The judge acknowledged that the full court seldom decides matters of state law but opined that “this case is extraordinary.” She continued:

“It has generated many decisions by the district court; seven published opinions by this court, including one by an en banc panel; and one unanimous published opinion by the Supreme Court reversing our earlier ruling in favor of TBC. In addition to generating significant judicial proceedings, the dispute has garnered intense media coverage and interest from all over the world. This also is the rare case that has not only a legal component, but also a moral component: Consistent with earlier statements by the district court and by the panel as a whole, Judge Callahan’s concurrence states that the opinion’s result is ‘at odds with [her] moral compass.’

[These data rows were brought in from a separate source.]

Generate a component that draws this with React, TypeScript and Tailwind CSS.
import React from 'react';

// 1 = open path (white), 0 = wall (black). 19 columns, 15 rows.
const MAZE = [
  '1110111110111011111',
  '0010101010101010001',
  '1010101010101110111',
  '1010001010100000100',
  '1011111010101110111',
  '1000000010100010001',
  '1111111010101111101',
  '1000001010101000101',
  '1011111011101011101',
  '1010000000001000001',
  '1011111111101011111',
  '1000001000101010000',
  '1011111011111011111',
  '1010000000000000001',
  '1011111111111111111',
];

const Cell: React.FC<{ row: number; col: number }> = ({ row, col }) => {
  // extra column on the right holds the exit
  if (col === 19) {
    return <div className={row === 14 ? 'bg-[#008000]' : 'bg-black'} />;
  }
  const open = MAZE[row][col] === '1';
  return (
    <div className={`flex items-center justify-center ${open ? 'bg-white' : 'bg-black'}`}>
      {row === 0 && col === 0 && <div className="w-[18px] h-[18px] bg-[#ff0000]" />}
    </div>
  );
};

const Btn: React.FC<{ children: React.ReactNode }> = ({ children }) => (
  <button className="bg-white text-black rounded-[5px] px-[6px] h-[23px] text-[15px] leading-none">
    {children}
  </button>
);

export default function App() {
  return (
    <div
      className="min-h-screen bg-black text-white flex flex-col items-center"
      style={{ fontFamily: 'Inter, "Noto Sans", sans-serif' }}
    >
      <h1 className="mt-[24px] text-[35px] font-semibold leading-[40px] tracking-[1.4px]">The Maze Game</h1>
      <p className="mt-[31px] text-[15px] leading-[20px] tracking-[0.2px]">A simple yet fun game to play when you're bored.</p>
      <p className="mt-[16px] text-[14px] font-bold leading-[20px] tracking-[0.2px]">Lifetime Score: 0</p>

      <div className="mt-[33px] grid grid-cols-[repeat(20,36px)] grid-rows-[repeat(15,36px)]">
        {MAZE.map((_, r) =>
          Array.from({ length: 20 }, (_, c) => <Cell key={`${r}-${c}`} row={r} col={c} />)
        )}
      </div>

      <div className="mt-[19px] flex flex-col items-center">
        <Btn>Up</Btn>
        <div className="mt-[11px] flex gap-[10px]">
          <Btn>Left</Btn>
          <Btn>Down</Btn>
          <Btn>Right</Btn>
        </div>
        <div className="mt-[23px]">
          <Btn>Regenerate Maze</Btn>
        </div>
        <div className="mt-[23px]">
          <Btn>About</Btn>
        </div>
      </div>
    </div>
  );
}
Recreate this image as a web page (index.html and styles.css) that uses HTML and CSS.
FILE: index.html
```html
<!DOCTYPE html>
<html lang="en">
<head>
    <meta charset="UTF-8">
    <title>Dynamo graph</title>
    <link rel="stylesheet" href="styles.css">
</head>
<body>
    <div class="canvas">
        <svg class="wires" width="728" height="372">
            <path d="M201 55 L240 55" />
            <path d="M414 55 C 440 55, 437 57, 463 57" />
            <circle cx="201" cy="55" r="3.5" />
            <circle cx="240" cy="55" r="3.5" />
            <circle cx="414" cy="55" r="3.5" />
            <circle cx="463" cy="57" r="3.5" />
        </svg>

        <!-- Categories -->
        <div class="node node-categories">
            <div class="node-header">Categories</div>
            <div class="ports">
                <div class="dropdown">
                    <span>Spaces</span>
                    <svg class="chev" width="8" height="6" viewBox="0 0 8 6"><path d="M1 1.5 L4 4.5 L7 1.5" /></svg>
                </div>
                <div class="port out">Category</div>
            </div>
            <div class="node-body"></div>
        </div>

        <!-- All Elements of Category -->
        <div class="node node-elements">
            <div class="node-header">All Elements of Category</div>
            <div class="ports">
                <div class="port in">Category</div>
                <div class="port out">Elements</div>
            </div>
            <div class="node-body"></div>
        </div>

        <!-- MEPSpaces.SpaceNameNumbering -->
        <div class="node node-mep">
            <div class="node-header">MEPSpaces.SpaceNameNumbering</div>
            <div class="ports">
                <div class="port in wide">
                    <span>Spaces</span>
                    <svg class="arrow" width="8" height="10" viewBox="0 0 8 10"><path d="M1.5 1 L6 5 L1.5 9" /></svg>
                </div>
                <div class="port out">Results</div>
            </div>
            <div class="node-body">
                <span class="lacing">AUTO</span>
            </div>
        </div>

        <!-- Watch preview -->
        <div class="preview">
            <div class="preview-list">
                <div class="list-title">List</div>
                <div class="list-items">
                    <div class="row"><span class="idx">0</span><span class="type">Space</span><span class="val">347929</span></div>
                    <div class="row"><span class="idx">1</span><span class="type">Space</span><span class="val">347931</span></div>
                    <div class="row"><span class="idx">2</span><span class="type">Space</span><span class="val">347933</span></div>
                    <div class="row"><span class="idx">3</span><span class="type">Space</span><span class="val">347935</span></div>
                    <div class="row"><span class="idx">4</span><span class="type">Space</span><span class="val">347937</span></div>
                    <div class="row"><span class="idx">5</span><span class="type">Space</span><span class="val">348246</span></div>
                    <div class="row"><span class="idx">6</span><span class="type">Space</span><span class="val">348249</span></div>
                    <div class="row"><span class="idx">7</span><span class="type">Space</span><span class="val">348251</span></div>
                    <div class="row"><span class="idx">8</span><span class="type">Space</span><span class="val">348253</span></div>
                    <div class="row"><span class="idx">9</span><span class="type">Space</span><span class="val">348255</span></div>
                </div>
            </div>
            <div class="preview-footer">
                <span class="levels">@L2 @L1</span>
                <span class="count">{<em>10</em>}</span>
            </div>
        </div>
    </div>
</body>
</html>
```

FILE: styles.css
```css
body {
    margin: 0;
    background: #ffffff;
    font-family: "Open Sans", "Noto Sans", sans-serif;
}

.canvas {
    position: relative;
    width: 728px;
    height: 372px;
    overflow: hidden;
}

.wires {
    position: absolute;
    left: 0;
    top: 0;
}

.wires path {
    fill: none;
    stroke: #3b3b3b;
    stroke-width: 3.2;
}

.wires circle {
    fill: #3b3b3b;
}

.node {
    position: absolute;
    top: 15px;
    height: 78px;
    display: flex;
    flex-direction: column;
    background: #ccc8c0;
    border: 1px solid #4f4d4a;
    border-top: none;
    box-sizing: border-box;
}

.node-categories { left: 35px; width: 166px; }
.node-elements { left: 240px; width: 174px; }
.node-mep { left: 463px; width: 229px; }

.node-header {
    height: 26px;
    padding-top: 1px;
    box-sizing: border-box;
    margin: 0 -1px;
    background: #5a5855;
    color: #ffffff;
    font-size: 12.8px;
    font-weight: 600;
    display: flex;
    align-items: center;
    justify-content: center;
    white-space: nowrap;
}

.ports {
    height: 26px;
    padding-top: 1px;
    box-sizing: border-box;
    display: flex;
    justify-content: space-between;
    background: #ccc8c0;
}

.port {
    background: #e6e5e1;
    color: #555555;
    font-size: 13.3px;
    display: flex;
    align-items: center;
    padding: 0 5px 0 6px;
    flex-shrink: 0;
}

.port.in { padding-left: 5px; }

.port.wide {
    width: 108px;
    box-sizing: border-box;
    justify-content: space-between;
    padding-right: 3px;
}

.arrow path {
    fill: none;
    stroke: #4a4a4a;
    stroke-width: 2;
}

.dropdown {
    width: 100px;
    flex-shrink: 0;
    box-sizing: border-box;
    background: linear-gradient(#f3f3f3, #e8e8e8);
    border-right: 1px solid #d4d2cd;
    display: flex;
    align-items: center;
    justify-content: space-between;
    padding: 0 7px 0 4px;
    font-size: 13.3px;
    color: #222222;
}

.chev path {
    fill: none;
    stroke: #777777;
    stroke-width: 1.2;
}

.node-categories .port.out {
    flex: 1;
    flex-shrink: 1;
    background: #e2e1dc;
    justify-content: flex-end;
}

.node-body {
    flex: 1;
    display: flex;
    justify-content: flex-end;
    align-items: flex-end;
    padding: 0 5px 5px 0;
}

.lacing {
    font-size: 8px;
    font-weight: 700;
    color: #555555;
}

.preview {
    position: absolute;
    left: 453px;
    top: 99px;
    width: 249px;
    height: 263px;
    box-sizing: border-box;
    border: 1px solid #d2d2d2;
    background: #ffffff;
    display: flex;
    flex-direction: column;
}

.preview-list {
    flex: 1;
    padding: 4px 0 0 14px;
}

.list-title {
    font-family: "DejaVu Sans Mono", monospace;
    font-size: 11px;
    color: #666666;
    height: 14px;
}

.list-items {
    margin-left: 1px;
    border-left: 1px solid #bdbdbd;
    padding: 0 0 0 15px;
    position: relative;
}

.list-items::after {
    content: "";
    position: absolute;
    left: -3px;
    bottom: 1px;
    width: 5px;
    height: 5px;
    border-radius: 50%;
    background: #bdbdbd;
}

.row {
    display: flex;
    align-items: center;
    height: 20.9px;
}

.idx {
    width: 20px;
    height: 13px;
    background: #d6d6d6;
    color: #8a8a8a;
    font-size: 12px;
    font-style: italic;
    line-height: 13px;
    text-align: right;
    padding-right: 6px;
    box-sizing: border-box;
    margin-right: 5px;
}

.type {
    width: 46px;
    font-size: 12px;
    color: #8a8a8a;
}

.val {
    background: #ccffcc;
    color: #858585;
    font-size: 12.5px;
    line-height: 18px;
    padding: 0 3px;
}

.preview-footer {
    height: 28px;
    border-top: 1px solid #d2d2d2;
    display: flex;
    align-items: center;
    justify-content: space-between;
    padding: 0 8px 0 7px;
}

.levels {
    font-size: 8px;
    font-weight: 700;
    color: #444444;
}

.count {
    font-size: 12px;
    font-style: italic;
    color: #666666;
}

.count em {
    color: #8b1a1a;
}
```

“The issue is critically important. The world is watching. We should reach the result that is both legally compelled and morally correct. I am deeply disappointed by this court’s decision, which has the unnecessary effect of perpetuating the harms caused by Nazis during World War II.”

(The U.S. Supreme Court, in its 2022 decision mandating that California conflicts law be applied rather than a rule based on federal common law, noted that “[t]he painting is now thought to be worth tens of millions.”)

Graber noted the worldwide press coverage of the controversy and cited a Jan. 13 editorial in the Los Angeles Times titled “It’s outrageous that a Spanish museum refuses to return Nazi-looted art to the rightful heirs.” She quoted it as saying: “It is shameful that the museum and the Spanish government refuse to do what is just and moral, which is to return the painting that Lilly Cassirer hung on the wall of her apartment in Berlin.”

 

—AP

Above is a photo of Claude Cassirer, now deceased, who was the son and sole heir of the woman from whom the Nazis stole a painting now worth tens of millions of dollars. He brought suit in 2005 to gain possession of the artwork.

The jurist commented:

“We should apply the law correctly to this high-profile and morally weighty case. Nor is the contrary result unfair to Spain or its instrumentality, TBC. TBC may have lacked actual knowledge that the painting was stolen, but there is no unfairness in requiring TBC to relinquish it….[D]espite several strong red flags suggesting that the painting had been stolen by Nazis, TBC voluntarily chose not to investigate at all the painting or its provenance. Nothing required TBC to investigate, but TBC bore the risk that its rightful owner would make a claim.”